Hétérogénéité contre unité, différence contre uniformité. Réhabiliter les bords, censurés comme si l'image pouvait exister sans eux. C'est par le biais de l'inessentiel qu'on peut toucher à l'essentiel. Le sens propre du moment est voué par différance au questionnement d'un jeu global. La dissémination, en obligeant à rejouer indéfiniment la donne, conjure toute conclusion réductrice, tout parachutage dogmatique, tout pouvoir d'expertise, qui exclut l'angle non-conforme. L'autorité du propos énoncé à travers parole ou écrit doit être soumise à un dérèglement redevable aux puissances filmiques. 

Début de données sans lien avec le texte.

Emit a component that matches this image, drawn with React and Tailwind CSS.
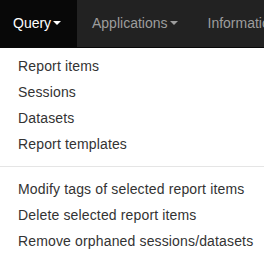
import React from "react";

const Caret = ({ color }) => (
  <span
    className="inline-block ml-[2px] align-middle"
    style={{
      width: 0,
      height: 0,
      borderTop: `4px solid ${color}`,
      borderLeft: "4px solid transparent",
      borderRight: "4px solid transparent",
    }}
  />
);

export default function App() {
  const group1 = ["Report items", "Sessions", "Datasets", "Report templates"];
  const group2 = [
    "Modify tags of selected report items",
    "Delete selected report items",
    "Remove orphaned sessions/datasets",
  ];
  return (
    <div
      className="w-[264px] h-[258px] overflow-hidden bg-white text-[14px] leading-[20px]"
      style={{ fontFamily: '"Liberation Sans", Arial, Helvetica, sans-serif' }}
    >
      <nav className="flex h-[48px] bg-[#222222] border-b border-[#080808] whitespace-nowrap">
        <div className="flex items-start bg-[#080808] text-white pl-[13px] pr-[15px] pt-[13px] w-[77px] shrink-0">
          <span>Query</span>
          <span className="h-[20px] flex items-center">
            <Caret color="#ffffff" />
          </span>
        </div>
        <div className="flex items-start text-[#9d9d9d] px-[15px] pt-[13px] shrink-0">
          <span>Applications</span>
          <span className="h-[20px] flex items-center">
            <Caret color="#9d9d9d" />
          </span>
        </div>
        <div className="flex items-start text-[#9d9d9d] pl-[15px] pt-[13px] shrink-0">
          <span>Information</span>
        </div>
      </nav>
      <ul className="pt-[5px] text-[#333333] tracking-[0.15px]">
        {group1.map((t) => (
          <li key={t} className="py-[3px] pl-[18px] whitespace-nowrap">
            {t}
          </li>
        ))}
        <li className="h-px bg-[#e5e5e5] my-[9px]" />
        {group2.map((t) => (
          <li key={t} className="py-[3px] pl-[18px] whitespace-nowrap">
            {t}
          </li>
        ))}
      </ul>
    </div>
  );
}
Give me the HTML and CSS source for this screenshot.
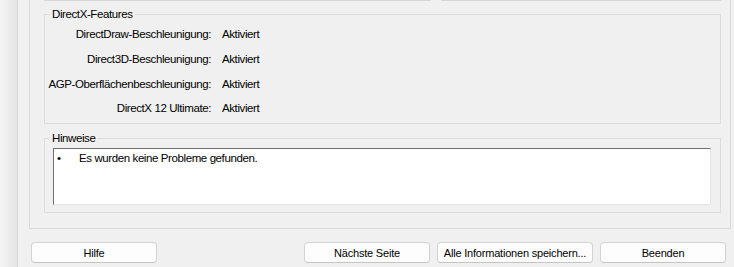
FILE: index.html
```html
<!DOCTYPE html>
<html>
<head>
    <meta charset="UTF-8">
    <title>DirectX-Diagnoseprogramm</title>
    <link rel="stylesheet" href="styles.css">
</head>
<body>
    <div class="window">
        <div class="edge"></div>
        <div class="main">
            <div class="tabpage">
                <div class="prev-row">
                    <div class="prev prev-left"></div>
                    <div class="prev prev-right"></div>
                </div>
                <fieldset class="group features">
                    <legend>DirectX-Features</legend>
                    <div class="feature-grid">
                        <span class="label">DirectDraw-Beschleunigung:</span>
                        <span class="value">Aktiviert</span>
                        <span class="label">Direct3D-Beschleunigung:</span>
                        <span class="value">Aktiviert</span>
                        <span class="label">AGP-Oberflächenbeschleunigung:</span>
                        <span class="value">Aktiviert</span>
                        <span class="label">DirectX 12 Ultimate:</span>
                        <span class="value">Aktiviert</span>
                    </div>
                </fieldset>
                <fieldset class="group notes">
                    <legend>Hinweise</legend>
                    <div class="notes-box">
                        <div class="note"><span class="bullet">•</span>Es wurden keine Probleme gefunden.</div>
                    </div>
                </fieldset>
            </div>
            <div class="buttons">
                <button class="btn btn-help">Hilfe</button>
                <button class="btn btn-next">Nächste Seite</button>
                <button class="btn btn-save">Alle Informationen speichern...</button>
                <button class="btn btn-exit">Beenden</button>
            </div>
        </div>
    </div>
</body>
</html>
```

FILE: styles.css
```css
body { margin: 0; background: #f0f0f0; font-family: "Liberation Sans", Arial, sans-serif; font-size: 11.5px; letter-spacing: -0.4px; color: #000; }
.window { display: flex; height: 267px; overflow: hidden; }
.edge { flex: none; width: 17px; border-right: 1px solid #d9d9d9; background: linear-gradient(to right, #f4f4f4, #e4e4e4); }
.main { flex: 1; padding: 0 3px 0 11px; }

.tabpage { box-sizing: border-box; width: 702px; height: 229px; border: 1px solid #d9d9d9; border-top: none; padding: 0 9px 0 14px; }
.prev-row { display: flex; gap: 10px; }
.prev { height: 1px; background: #d7d7d7; }
.prev-left { width: 387px; }
.prev-right { width: 280px; }

.group { box-sizing: border-box; margin: 0; padding: 0; border: 1px solid #dcdcdc; }
.group legend { margin-left: 5px; padding: 0 2px; line-height: 16px; }
.features { margin-top: 5px; height: 118px; }
.notes { margin-top: 6px; height: 83px; }

.feature-grid { display: grid; grid-template-columns: 166px auto; grid-auto-rows: 24.67px; column-gap: 11px; align-items: center; }
.label { text-align: right; white-space: nowrap; }

.notes-box { box-sizing: border-box; width: 658px; height: 57px; margin: 2px 0 0 8px; background: #fff; border: 1px solid #e3e3e3; border-top-color: #6e6e6e; border-left-color: #6e6e6e; padding: 1px 3px; }
.note { display: flex; line-height: 16px; }
.bullet { width: 22px; }

.buttons { display: flex; gap: 7px; margin-top: 13px; padding-left: 2px; }
.btn { box-sizing: border-box; flex: none; height: 21px; width: 126px; padding: 0; background: #fdfdfd; border: 1px solid #d3d3d3; border-bottom-color: #c4c4c4; border-radius: 4px; font-family: inherit; font-size: 11px; letter-spacing: -0.2px; color: #000; }
.btn-help { margin-right: 140px; }
.btn-save { width: 156px; }
```
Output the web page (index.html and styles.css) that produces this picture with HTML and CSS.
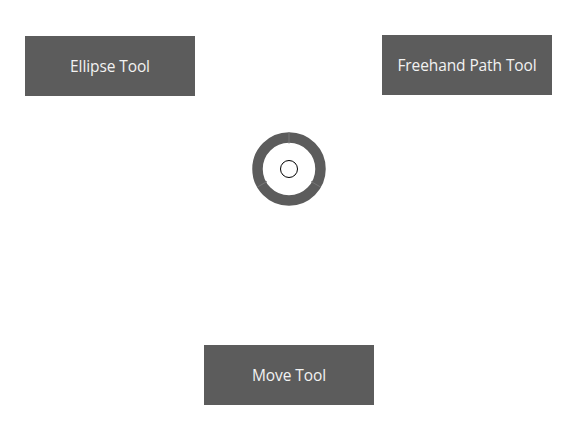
FILE: index.html
```html
<!DOCTYPE html>
<html>
<head>
<meta charset="utf-8">
<link rel="stylesheet" href="styles.css">
</head>
<body>
<div class="stage">
  <button class="tool tool-ellipse">Ellipse Tool</button>
  <button class="tool tool-freehand">Freehand Path Tool</button>
  <button class="tool tool-move">Move Tool</button>
  <svg class="ring" width="74" height="74" viewBox="0 0 74 74">
    <circle cx="37" cy="37" r="31.5" fill="none" stroke="#5c5c5c" stroke-width="10.5"/>
    <line x1="37" y1="0.5" x2="37" y2="11.5" stroke="#767676" stroke-width="1"/>
    <line x1="5.5" y1="55" x2="15" y2="49.5" stroke="#767676" stroke-width="1"/>
    <line x1="68.5" y1="55" x2="59" y2="49.5" stroke="#767676" stroke-width="1"/>
    <circle cx="37" cy="37" r="8.5" fill="#fff" stroke="#000" stroke-width="1"/>
  </svg>
</div>
</body>
</html>
```
FILE: styles.css
```css
html, body {
  margin: 0;
  padding: 0;
  background: #ffffff;
}
.stage {
  position: relative;
  width: 580px;
  height: 425px;
}
.tool {
  position: absolute;
  width: 170px;
  height: 60px;
  border: none;
  margin: 0;
  padding: 0;
  background: #5c5c5c;
  color: #f2f2f2;
  font-family: "Open Sans", "Noto Sans", sans-serif;
  font-size: 15.5px;
  letter-spacing: -0.1px;
  display: flex;
  align-items: center;
  justify-content: center;
}
.tool-ellipse { left: 25px; top: 36px; }
.tool-freehand { left: 382px; top: 35px; }
.tool-move { left: 204px; top: 345px; }
.ring {
  position: absolute;
  left: 252px;
  top: 131.5px;
}
```
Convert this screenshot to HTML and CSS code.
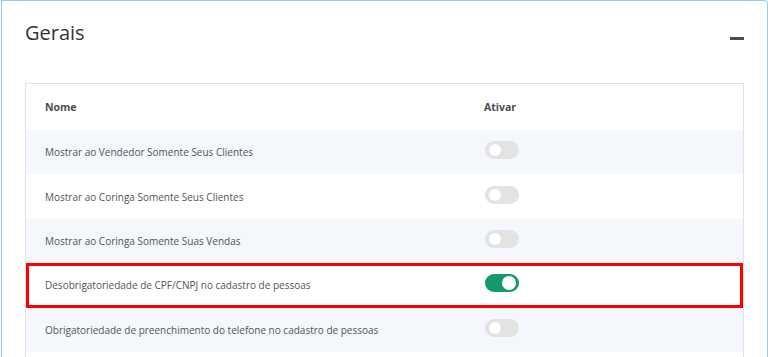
FILE: index.html
```html
<!DOCTYPE html>
<html>
<head>
    <title>Configurações - Gerais</title>
    <link rel="stylesheet" href="styles.css">
</head>
<body>
    <div class="card">
        <div class="card-header">
            <h2 class="card-title">Gerais</h2>
            <span class="collapse-btn"></span>
        </div>

        <div class="settings">
            <div class="row head">
                <div class="cell">Nome</div>
                <div class="cell">Ativar</div>
            </div>
            <div class="row">
                <div class="cell">Mostrar ao Vendedor Somente Seus Clientes</div>
                <div class="cell"><span class="toggle"></span></div>
            </div>
            <div class="row">
                <div class="cell">Mostrar ao Coringa Somente Seus Clientes</div>
                <div class="cell"><span class="toggle"></span></div>
            </div>
            <div class="row">
                <div class="cell">Mostrar ao Coringa Somente Suas Vendas</div>
                <div class="cell"><span class="toggle"></span></div>
            </div>
            <div class="row highlight">
                <div class="cell">Desobrigatoriedade de CPF/CNPJ no cadastro de pessoas</div>
                <div class="cell"><span class="toggle on"></span></div>
            </div>
            <div class="row">
                <div class="cell">Obrigatoriedade de preenchimento do telefone no cadastro de pessoas</div>
                <div class="cell"><span class="toggle"></span></div>
            </div>
        </div>
    </div>
</body>
</html>
```

FILE: styles.css
```css
body {
    font-family: "Open Sans", sans-serif;
    background-color: #fff;
    margin: 0;
    padding: 0;
}

.card {
    box-sizing: border-box;
    display: flex;
    flex-direction: column;
    margin-left: 1px;
    height: 100vh;
    overflow: hidden;
    border: 1px solid #8ecfec;
    border-bottom: 0;
    border-top-right-radius: 4px;
    padding: 18px 23px 0 23px;
}

.card-header {
    display: flex;
    justify-content: space-between;
    align-items: flex-start;
}

.card-title {
    margin: 0;
    font-size: 20px;
    font-weight: 400;
    line-height: 27px;
    color: #333;
}

.collapse-btn {
    display: block;
    width: 14px;
    height: 3px;
    margin-top: 18px;
    background-color: #4d4d4d;
}

.settings {
    flex: 1;
    overflow: hidden;
    margin-top: 37px;
    border: 1px solid #dfe4ea;
    border-bottom: 0;
}

.row {
    display: grid;
    grid-template-columns: 439px 1fr;
    align-items: center;
    height: 44.4px;
    font-size: 10px;
    color: #555;
}

.row:nth-child(even) {
    background-color: #f4f7fb;
}

.row.head {
    height: 46px;
    font-size: 10.5px;
    font-weight: bold;
    color: #4d4d4d;
}

.cell {
    padding: 0 19px;
}

.highlight {
    outline: 3px solid #ff0000;
    outline-offset: -3px;
}

.toggle {
    display: block;
    position: relative;
    margin: 0 0 4px 1px;
    width: 34px;
    height: 18px;
    border-radius: 9px;
    background-color: #e3e3e3;
}

.toggle::after {
    content: "";
    position: absolute;
    top: 3px;
    left: 4px;
    width: 12px;
    height: 12px;
    border-radius: 50%;
    background-color: #fff;
}

.toggle.on {
    background-color: #15996b;
}

.toggle.on::after {
    left: auto;
    right: 3px;
    top: 2px;
    width: 14px;
    height: 14px;
}
```
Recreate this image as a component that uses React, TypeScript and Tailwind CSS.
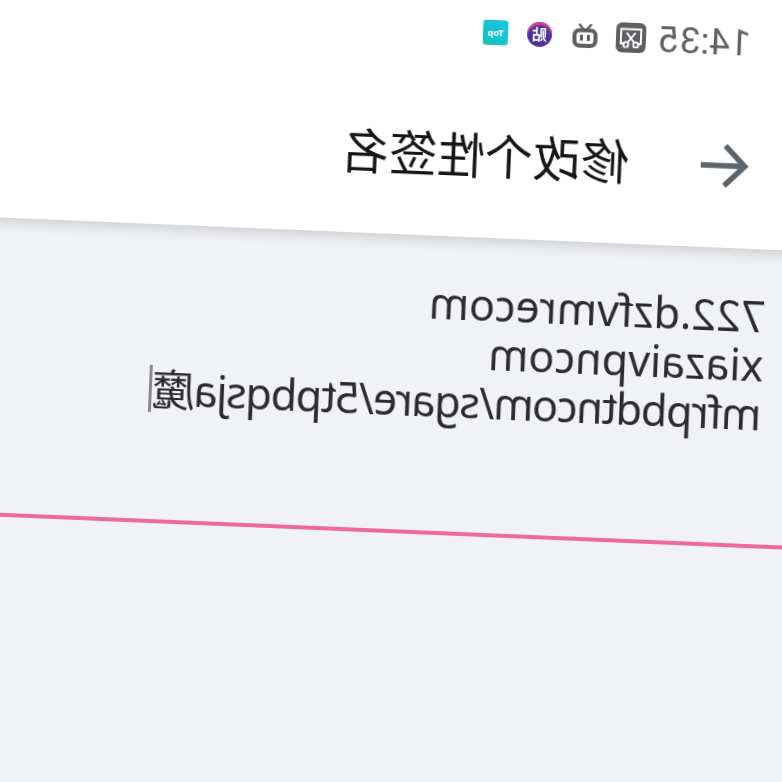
import React from "react";

function ArrowBack() {
  return (
    <svg width="48" height="44" viewBox="0 0 48 44" fill="none" stroke="#5f6468" strokeWidth="5.5">
      <path d="M48 22H4" />
      <path d="M24 2 4 22l20 20" />
    </svg>
  );
}

function CutIcon() {
  return (
    <svg width="30" height="30" viewBox="0 0 30 30" fill="none">
      <rect width="30" height="30" rx="6" fill="#5d5f62" />
      <path d="M9 21H5V6.5h20V21h-4" stroke="#fff" strokeWidth="2" />
      <path d="M10.5 10l8 10M19.5 10l-8 10" stroke="#fff" strokeWidth="2" />
      <circle cx="10" cy="22" r="2.6" stroke="#fff" strokeWidth="1.8" />
      <circle cx="20" cy="22" r="2.6" stroke="#fff" strokeWidth="1.8" />
    </svg>
  );
}

function TvIcon() {
  return (
    <svg width="26" height="24" viewBox="0 0 26 24" fill="none">
      <path d="M7.5 1l4 5M18.5 1l-4 5" stroke="#5d5f62" strokeWidth="2.4" strokeLinecap="round" />
      <rect x="2.5" y="6.5" width="21" height="15.5" rx="5" stroke="#5d5f62" strokeWidth="4" />
      <path d="M9.5 11v6M16.5 11v6" stroke="#5d5f62" strokeWidth="3" />
    </svg>
  );
}

export default function App() {
  return (
    <div className="h-[782px] w-[782px] overflow-hidden bg-[#f0f2f5]">
      <div
        className="ml-[-60px] mt-[-60px] flex h-[902px] w-[902px] -scale-x-100 rotate-[2.4deg] flex-col bg-[#f0f2f5] blur-[0.5px]"
        style={{ fontFamily: '"Noto Sans", "Noto Sans CJK SC", sans-serif' }}
      >
        <header className="relative h-[294px] bg-white shadow-[0_4px_12px_rgba(0,0,0,0.16)]">
          <div className="flex h-[106px] items-center pl-[106px] pt-[70px]">
            <span className="w-[91px] whitespace-nowrap font-['Roboto'] text-[37px] leading-none text-[#5f6265]">14:35</span>
            <div className="ml-[14px] flex w-[30px] justify-center"><CutIcon /></div>
            <div className="ml-[18px] flex w-[26px] justify-center"><TvIcon /></div>
            <div className="ml-[20px] flex h-[25px] w-[25px] items-center justify-center rounded-full bg-[#4a2fa0] text-[15px] font-bold leading-none text-white shadow-[inset_0_3px_2px_#e0468c]">贴</div>
            <div className="ml-[19px] flex h-[25px] w-[25px] items-center justify-center rounded-[3px] bg-gradient-to-br from-[#1fc4e4] to-[#12c4b8] text-[9px] font-bold leading-none text-white">Top</div>
          </div>
          <div className="flex h-[188px] items-center pl-[103px] pt-[24px]">
            <ArrowBack />
            <h1 className="ml-[72px] text-[48px] font-normal leading-none text-[#161616]">修改个性签名</h1>
          </div>
        </header>
        <div className="h-[299px] border-b-4 border-[#ee6a9a] pl-[80px] pt-[42px] text-[43px] leading-[49px] text-[#2c2c2e]">
          <div>722.dzfvmrecom</div>
          <div>xiazaivpncom</div>
          <div className="flex items-center tracking-[-1.3px]">
            <span className="whitespace-nowrap">mfrpbdtncom/sgare/5tpbqsja魔</span>
            <span className="ml-px h-[47px] w-[3px] bg-[#8a8a8a]" />
          </div>
        </div>
      </div>
    </div>
  );
}
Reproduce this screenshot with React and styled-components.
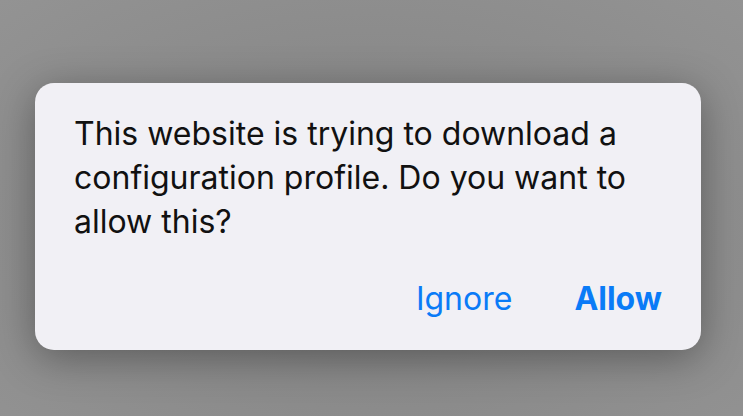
import React from 'react';
import styled, { createGlobalStyle } from "styled-components"

const GlobalStyle = createGlobalStyle`
  html, body {
    margin: 0;
    padding: 0;
    background: #8f8f8f;
  }
`

const Backdrop = styled.div`
  width: 743px;
  height: 416px;
  box-sizing: border-box;
  padding: 83px 0 0 35px;
  background: radial-gradient(ellipse at 50% 55%, #7b7b7b 0%, #898989 45%, #939393 100%);
  overflow: hidden;
  font-family: Inter, "Noto Sans", sans-serif;
`

const AlertCard = styled.div`
  width: 666px;
  height: 267px;
  box-sizing: border-box;
  background: #f1f0f5;
  border-radius: 19px;
  box-shadow: 0 8px 40px rgba(0, 0, 0, 0.34);
  padding: 29px 39px 0 39px;
  display: flex;
  flex-direction: column;
`

const Message = styled.p`
  margin: 0;
  font-size: 32px;
  line-height: 44px;
  color: #111111;
`

const Actions = styled.div`
  display: flex;
  justify-content: flex-end;
  align-items: center;
  gap: 62px;
  margin-top: 35px;
`

const ActionButton = styled.button`
  border: none;
  background: none;
  padding: 0;
  font-family: inherit;
  font-size: 32px;
  line-height: 40px;
  color: #0a7bf7;
  font-weight: ${props => (props.$primary ? 700 : 400)};
  cursor: pointer;
`

const App = () => {
    return (
        <Backdrop>
            <GlobalStyle/>
            <AlertCard>
                <Message>
                    This website is trying to download a configuration profile. Do you want to allow this?
                </Message>
                <Actions>
                    <ActionButton>Ignore</ActionButton>
                    <ActionButton $primary>Allow</ActionButton>
                </Actions>
            </AlertCard>
        </Backdrop>
    );
};

export default App;
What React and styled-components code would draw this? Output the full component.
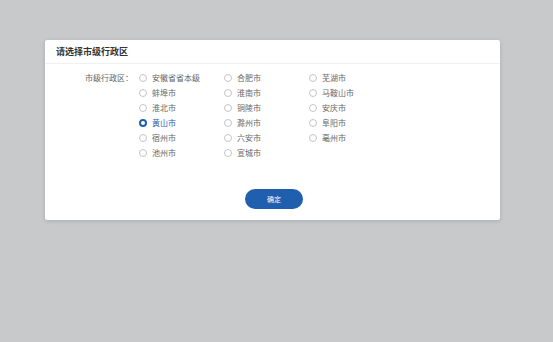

   D'emblée cet aspect va être avec bonheur assimilé à un travail tactile, à la dimension sensori-motrice du montage, privilégiant la main comme prolongement non cérébral du cerveau. Voix de Godard citant Denis de Rougemont : "La vraie condition de l'homme, c'est de penser avec ses mains". Voilà le critère fondamental pour ne pas tomber dans la fabrique intelligente, délibérée, d'une voie toute tracée. Reste à savoir si la gageure est tenue.

       Le premier aspect se marque par l'annonce d'un programme sous la forme de cinq chapitres, comme les doigts de la main : 1. Remakes (copies). 2. Les Soirées de Saint-Pétersbourg (la guerre). 3. Les fleurs entre les rails, dans le vent confus des voyages. 4. L'Esprit des lois. 5. La région centrale. 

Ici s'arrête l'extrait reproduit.